The fallout to 38 Studios’ demise was more than what you see in your average business debacle. Rhode Island accused Schilling and his company of acts tantamount to fraud, claiming that it accepted tax dollars while withholding information about the true state of the company’s finances. Former employees, meanwhile, claimed — quite credibly, according to reports of the matter — that they too were lured to Rhode Island believing that their jobs were far more secure than they were. Many found themselves in extreme states of crisis when Schilling abruptly closed the company’s doors. For his part, Schilling has assailed Rhode Island politicians for using him as a scapegoat and a political punching bag in order to distract the public from their own misdeeds. There seems to be truth to everyone’s claims to some degree.

As a result of all of this, there have been several investigations and lawsuits into 38 Studios’ collapse. In 2012 the feds investigated the company and declined to bring charges. There is currently a civil lawsuit afoot and, alongside it, the State of Rhode Island has investigated for four years to see if anyone could be charged with a crime. Today there was an unexpected press conference in which it was revealed that, no, no one associated with 38 Studios will be charged with anything:

An eight-page explanation of the decision concluded by saying that “the quantity and qualify of the evidence of any criminal activity fell short of what would be necessary to prove any allegation beyond a reasonable doubt and as such the Rules of Professional Conduct precluded even offering a criminal charge for grand jury consideration.”

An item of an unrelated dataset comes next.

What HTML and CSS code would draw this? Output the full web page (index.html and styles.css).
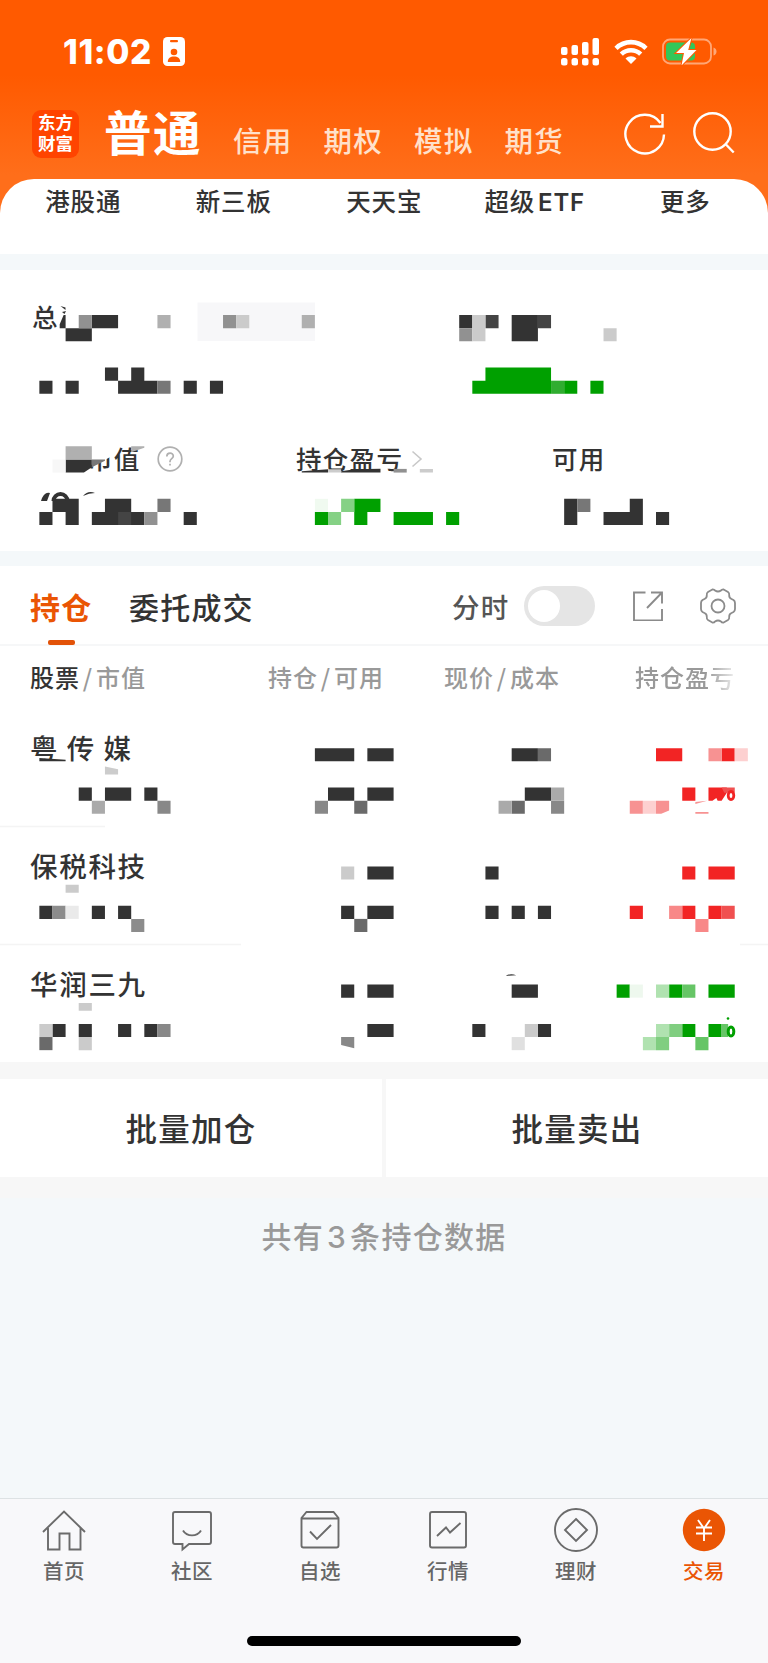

Schilling will likely crow about this on his various social media platforms, claiming it totally vindicates him. But, as he is a close watcher of any and all events related to Hillary Clinton, he no doubt knows that a long investigation resulting in a declination to file charges due to lack of evidence is not the same thing as a vindication. Bad judgment and poor management are still bad things, even if they’re not criminal matters.

Someone let me know if Schilling’s head explodes if and when someone points that out to him.